After testing Drummets in 177 Chicago units, KFC recently expanded the sales trial into four other cities. “We expect the Drummets to have wide appeal, but we expect them to be particularly appealing to young adults,” Detwiler said. Grazing has been notably popular within that group.
Similarly, Carl’s Jr. expects its new appetizerlike Jr. Crisp Burritos to be especially effective in luring “those 12 to 25 years of age,” according to Bob Wisely, vice president of marketing for the 500-unit regional burger chain.
He called the deep-fried miniature burritos “our new entry into the world of fun finger foods.” The Jr. Crisp Burrito consists of several cheeses, mild chili peppers and seasoned ground beef, all wrapped in a flour tortilla that is deep-fried in vegetable oil.
The crunchy pillows are sold in packs of either three or five and are accompanied by a spicy Mexican dipping sauce. Guacamole and salsa are also available but carry an additional cost.
Carl’s has also attempted to diversify its array of side dishes by adding deep-fried zucchini rounds.
Among the new products that have fostered head-turning sales at Taco Bell is the Meximelt, a soft tortilla folded around melted cheese, onions and a dollop of ground beef.
“Our thinking was that it would serve as an add-on item,” not an entree, said spokesman Elliot Bloom.
The 99-cent item is part of the economy-priced menu that has lit a rocket under Taco Bell’s sales. For the quarter ended Sept. 9, company-operated domestic units boasted a year-over-year sales gain of 22 percent, according to Taco Bell’s parent company, Pepsico Inc.
Shrunken versions of several ethnic foods have been adopted by Jack in the Box, a pioneer of fast-food grazing items.
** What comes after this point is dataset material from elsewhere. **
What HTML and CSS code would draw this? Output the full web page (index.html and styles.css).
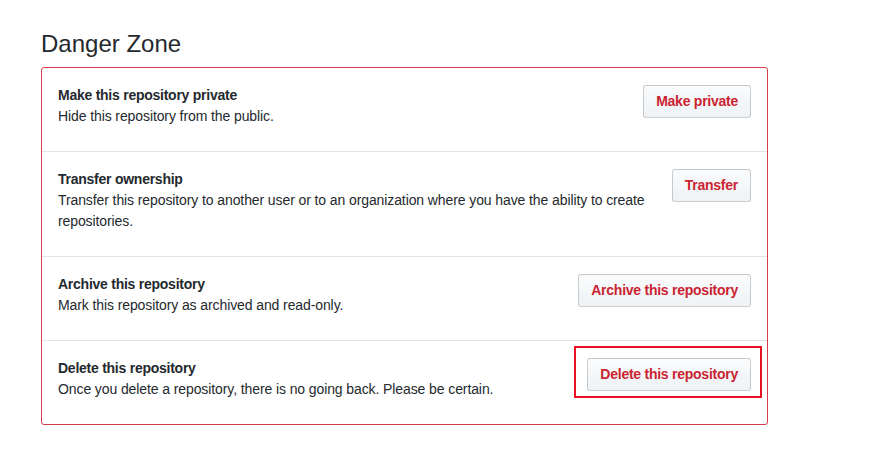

The 980-unit chain introduced the core of its Finger Foods menu in September 1987 with the rollout of batter-dipped fried shrimp, chicken strips, and miniature egg rolls.
According to Jack in the Box, the three items quickly captured 13 percent of unit sales, spurring the chain’s hyperactive test kitchen to develop a Mexican item called a taquito. Similar to a small chimichanga, it consists of a corn tortilla wrapped around beef and onions. The filled tube is deep-fried.
“We had noticed a trend toward grazing; people were eating smaller meals and more snack-sized items,” said Jack in the Box spokesman Durwin Long. “We also noted that people were looking for more variety in the side items available. So we wanted to give our guests more snack-type items.”
Long declined to say whether Finger Foods are more popular as snacks than they are as side dishes, or vice-versa.
“People do order them as snacks, but you also see people purchasing a hamburger or a chicken sandwich with egg rolls as a side item,” he said.
He balked at disclosing sales figures, but asserted that “all of our Finger Foods continue to sell very well.”
McDonald’s has been assembling a slew of test products as part of an effort to snap a sales slowdown. Among them are plastic-wrapped carrot and celery sticks called McSticks. The crudites are reportedly being tested in a handful of Pennsylvania units.
McDonald’s does not comment about product sales trials.
Not every new finger food has been an instant success, as Dunkin’ Donuts discovered in its test of Dunkin’ Dippers. The crescent-shaped wedges of pastry dough were served with such dipping sauces as apple-cinnamon, strawberry, and orange.
The product was supported by a television commercial in which no words were spoken. Instead, a man described the product by repeatedly uttering “blah, blah, blah” and “mmmmmm.” A closing tagline declared, “Words can’t begin to describe it.”
Consumers reportedly barraged Dunkin’ with complaints about the ad’s lack of speech. The item has yet to appear on Dunkin’s menu, and, as part of a new strategy, the doughnut chain is attempting to hoist sales by opening more scaled-down “satellite” outlets instead of adding menu items.